Private universities have also grown tremendously and continue to churn out equally competitive graduates into the labour market. The success stories of among others, Catholic University, Baraton, Daystar and USIU who are fully chartered is manifest testimony that private investment in higher education has come of age. A close look at education quickly reveals that the unification of Africa might be faster and more successful through education rather than politics. However, that is a story for another day.
A substantial number of private universities also have their fair share of higher education business though operating with Interim Letters of Authority. A recent entrant in this category is the Mount Kenya University which has hit the ground running with immediate establishment plans in Southern Sudan and Rwanda. The University’s headquarters is in Kenya’s industrial town of Thika about 40km from the capital Nairobi. In addition to existing universities, the Commission for Higher Education (CHE) is also processing numerous proposals (11 by year 2004) from institutions / sponsors interested in establishing private universities in the country.

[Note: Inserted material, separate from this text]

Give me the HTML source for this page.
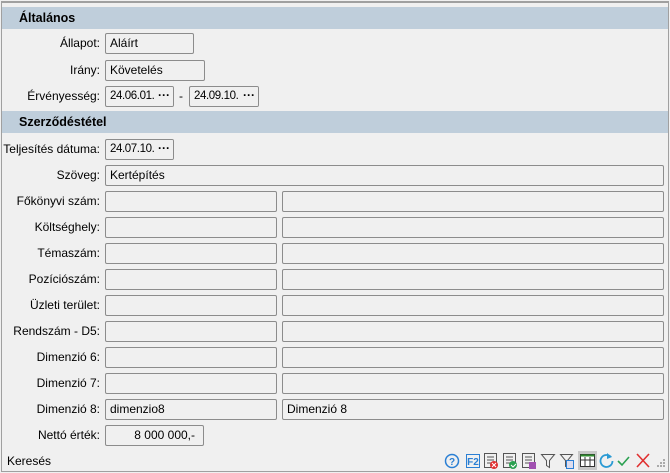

The business investment in the education sector in Kenya has no doubt transformed into a thriving multi-billion shilling industry, showing no tell-tale signals of slumping in the near future. The quest for education is at an all time high in almost all levels which augurs well with the country's endeavours towards modernization through high quality manpower training. This in turn calls for an increased participation from private sector in meeting the demand for high quality education at all levels. For a shrewd business person, the bubble in the sector is not about to burst any time soon.